On the other hand, another legend says that Haji Ali drowned where the Dargah stands today. It  has been a custodian of the shores ever since. 

The dargah is made of 'Makrana' marble, the same whitewashed marble that Emperor Shah Jahan used to build the Taj Mahal. Haji Ali houses two significant monuments- the tomb of Pir Haji Ali Shah Bukhari along with a mosque. Its architecture is straight out of the Mughal period. The Dargah is 85 ft. tall and occupies 4,500 sq. mts. space. The first structures you will see when you enter the dargah will be a marble courtyard and the central shrine along with the main mosque brocaded with a red and green sheet. The kaleidoscopic patterns on the marble pillars and the mirror work  make the monument look grand and royal.  400 years old, the structures are corroding in various places. The Dargah Trust is trying to source the Makrana marble to renovate the damaged portions.
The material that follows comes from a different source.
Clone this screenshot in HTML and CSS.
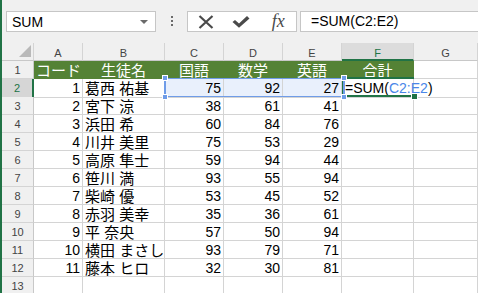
FILE: index.html
```html
<!DOCTYPE html>
<html lang="ja">
<head>
    <meta charset="UTF-8">
    <title>成績表 - SUM</title>
    <link rel="stylesheet" href="styles.css">
</head>
<body>

    <div class="app">
        <!-- Formula bar -->
        <div class="formula-bar">
            <div class="name-box">
                <span>SUM</span>
                <span class="caret"></span>
            </div>
            <div class="grip"><i></i><i></i><i></i></div>
            <div class="fx-buttons">
                <span class="btn">
                    <svg width="16" height="14" viewBox="0 0 16 14"><path d="M1.5 1 L14.5 13 M14.5 1 L1.5 13" stroke="#4a4a4a" stroke-width="2.2" fill="none"/></svg>
                </span>
                <span class="btn">
                    <svg width="18" height="12" viewBox="0 0 18 12"><path d="M0.5 6 L3 4 L7 7.5 L15 0 L17.5 2.5 L7 11.8 Z" fill="#4a4a4a"/></svg>
                </span>
                <span class="btn fx">fx</span>
            </div>
            <div class="formula-input">=SUM(C2:E2)</div>
        </div>

        <!-- Sheet -->
        <div class="sheet">
            <div class="row col-heads">
                <div class="corner"><span class="tri"></span></div>
                <div>A</div><div>B</div><div>C</div><div>D</div><div>E</div><div class="active">F</div><div>G</div>
            </div>
            <div class="row title-row">
                <div class="rh">1</div>
                <div>コード</div><div>生徒名</div><div>国語</div><div>数学</div><div>英語</div><div>合計</div><div class="plain"></div>
            </div>
            <div class="row">
                <div class="rh active">2</div>
                <div class="num">1</div><div class="name">葛西 祐基</div>
                <div class="num sel">75</div><div class="num sel">92</div><div class="num sel">27</div>
                <div class="editing">=SUM(<span class="ref">C2:E2</span>)</div><div></div>
            </div>
            <div class="row">
                <div class="rh">3</div>
                <div class="num">2</div><div class="name">宮下 涼</div>
                <div class="num">38</div><div class="num">61</div><div class="num">41</div><div></div><div></div>
            </div>
            <div class="row">
                <div class="rh">4</div>
                <div class="num">3</div><div class="name">浜田 希</div>
                <div class="num">60</div><div class="num">84</div><div class="num">76</div><div></div><div></div>
            </div>
            <div class="row">
                <div class="rh">5</div>
                <div class="num">4</div><div class="name">川井 美里</div>
                <div class="num">75</div><div class="num">53</div><div class="num">29</div><div></div><div></div>
            </div>
            <div class="row">
                <div class="rh">6</div>
                <div class="num">5</div><div class="name">高原 隼士</div>
                <div class="num">59</div><div class="num">94</div><div class="num">44</div><div></div><div></div>
            </div>
            <div class="row">
                <div class="rh">7</div>
                <div class="num">6</div><div class="name">笹川 満</div>
                <div class="num">93</div><div class="num">55</div><div class="num">94</div><div></div><div></div>
            </div>
            <div class="row">
                <div class="rh">8</div>
                <div class="num">7</div><div class="name">柴崎 優</div>
                <div class="num">53</div><div class="num">45</div><div class="num">52</div><div></div><div></div>
            </div>
            <div class="row">
                <div class="rh">9</div>
                <div class="num">8</div><div class="name">赤羽 美幸</div>
                <div class="num">35</div><div class="num">36</div><div class="num">61</div><div></div><div></div>
            </div>
            <div class="row">
                <div class="rh">10</div>
                <div class="num">9</div><div class="name">平 奈央</div>
                <div class="num">57</div><div class="num">50</div><div class="num">94</div><div></div><div></div>
            </div>
            <div class="row">
                <div class="rh">11</div>
                <div class="num">10</div><div class="name">横田 まさし</div>
                <div class="num">93</div><div class="num">79</div><div class="num">71</div><div></div><div></div>
            </div>
            <div class="row">
                <div class="rh">12</div>
                <div class="num">11</div><div class="name">藤本 ヒロ</div>
                <div class="num">32</div><div class="num">30</div><div class="num">81</div><div></div><div></div>
            </div>
            <div class="row">
                <div class="rh">13</div>
                <div></div><div></div><div></div><div></div><div></div><div></div><div></div>
            </div>

            <!-- selection overlays -->
            <div class="active-cell"><i class="fill-handle"></i></div>
            <div class="range">
                <i class="handle tl"></i><i class="handle bl"></i>
                <i class="handle tr"></i><i class="handle br"></i>
            </div>
        </div>
    </div>

</body>
</html>
```

FILE: styles.css
```css
* {
    margin: 0;
    padding: 0;
    box-sizing: border-box;
}

body {
    font-family: 'Liberation Sans', 'Noto Sans CJK JP', sans-serif;
    font-size: 14px;
    color: #000;
    background: #fff;
    width: 478px;
    height: 293px;
    overflow: hidden;
}

.app {
    height: 293px;
    border-left: 2px solid #217346;
    overflow: hidden;
}

/* Formula bar */
.formula-bar {
    display: flex;
    align-items: flex-start;
    height: 43px;
    padding: 11px 0 0 4px;
    background: #f0f0f0;
}

.name-box {
    display: flex;
    align-items: center;
    justify-content: space-between;
    width: 150px;
    height: 21px;
    padding: 0 7px 0 5px;
    background: #fff;
    border: 1px solid #c6c6c6;
    font-size: 14px;
}

.caret {
    width: 0;
    height: 0;
    border-left: 4px solid transparent;
    border-right: 4px solid transparent;
    border-top: 4px solid #6a6a6a;
}

.grip {
    display: flex;
    flex-direction: column;
    gap: 2px;
    margin: 5px 0 0 15px;
}

.grip i {
    display: block;
    width: 2px;
    height: 2px;
    background: #6a6a6a;
}

.fx-buttons {
    display: flex;
    width: 110px;
    height: 21px;
    margin-left: 14px;
    background: #fff;
    border: 1px solid #c6c6c6;
}

.btn {
    display: flex;
    align-items: center;
    justify-content: center;
    flex: 1;
}

.fx {
    font-family: 'Liberation Serif', serif;
    font-style: italic;
    font-size: 18px;
    color: #4a4a4a;
    padding: 0 0 1px 2px;
}

.formula-input {
    flex: 1;
    height: 21px;
    margin-left: 3px;
    padding-left: 10px;
    line-height: 19px;
    background: #fff;
    border: 1px solid #c6c6c6;
    border-right: none;
}

/* Sheet grid */
.sheet {
    position: relative;
}

.row {
    display: grid;
    grid-template-columns: 32px 49px 82px 59px 59px 59px 72px 1fr;
    height: 18px;
}

.row > div {
    border-right: 1px solid #d4d4d4;
    border-bottom: 1px solid #d4d4d4;
    padding: 1px 2px 0;
    line-height: 17px;
    white-space: nowrap;
    overflow: hidden;
}

.num {
    text-align: right;
}

.name {
    font-size: 15px;
}

.rh,
.col-heads > div {
    background: #f0f0f0;
    color: #444;
    font-size: 11px;
    text-align: center;
}

.rh {
    border-right-color: #c8c8c8 !important;
}

.col-heads > div {
    border-bottom-color: #c8c8c8;
    padding-top: 2px;
}

.col-heads .active {
    background: #dcdcdc;
    color: #217346;
    border-bottom: 2px solid #217346;
}

.rh.active {
    background: #d6d6d6;
    color: #217346;
    border-right: 2px solid #217346 !important;
}

.corner {
    display: flex;
    align-items: flex-end;
    justify-content: flex-end;
    padding: 0 2px 3px 0 !important;
}

.tri {
    width: 0;
    height: 0;
    border-left: 12px solid transparent;
    border-bottom: 12px solid #b9b9b9;
}

.title-row > div {
    background: #548235;
    border-color: #548235;
    color: #fff;
    font-size: 15px;
    text-align: center;
}

.title-row > .rh {
    background: #f0f0f0;
    color: #444;
    font-size: 11px;
    border-bottom-color: #d4d4d4;
}

.title-row > .plain {
    background: #fff;
    border-color: #d4d4d4;
}

.sel {
    background: #e9f0fc;
}

.editing {
    overflow: visible !important;
    padding-left: 3px !important;
}

.ref {
    color: #4a86e8;
}

/* Selection overlays */
.range {
    position: absolute;
    left: 162px;
    top: 35px;
    width: 181px;
    height: 19px;
    border: 1px solid #6f9ce8;
    border-left-width: 2px;
    border-right-width: 2px;
}

.handle {
    position: absolute;
    width: 6px;
    height: 6px;
    background: #6f9ce8;
    border: 1px solid #fff;
}

.handle.tl { left: -4px; top: -4px; }
.handle.bl { left: -4px; bottom: -4px; }
.handle.tr { right: -4px; top: -4px; }
.handle.br { right: -4px; bottom: -4px; }

.active-cell {
    position: absolute;
    left: 340px;
    top: 34px;
    width: 72px;
    height: 20px;
    border-top: 2px solid #217346;
    border-bottom: 2px solid #217346;
    border-left: 3px solid #217346;
}

.fill-handle {
    position: absolute;
    right: -4px;
    bottom: -5px;
    width: 7px;
    height: 7px;
    background: #217346;
    border: 1px solid #fff;
}
```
This tourist destination is an architectural wonder with a perfect blend of the Indo-Islamic and the Mughal style. Withstanding storms and age, the mosque has survived around 400 years.

During the 1949 floods, where Mumbai faced the wrath of the sea, Haji Ali remained unharmed despite being located right at the seashore. Miraculously, the pilgrims and the visitors inside the Dargah, who thought they’d drown in the floods, left unharmed after disaster.


What is even more surprising about Haji Ali is that the pathway has remained pothole free ever since its existence, despite being constructed on the seashore. Where Mumbai is teeming with conversations and debates over the pothole issue, the Dargah has miraculously survived all these years.

It is one of the most iconic locations in Mumbai one must not miss. It is not just a mosque or a tourist spot, it is an experience quite unique. Despite the constant hustle, there is a sense of calmness in the air when you enter the monument. It doesn't matter which religion you follow, this place welcomes all with open arms.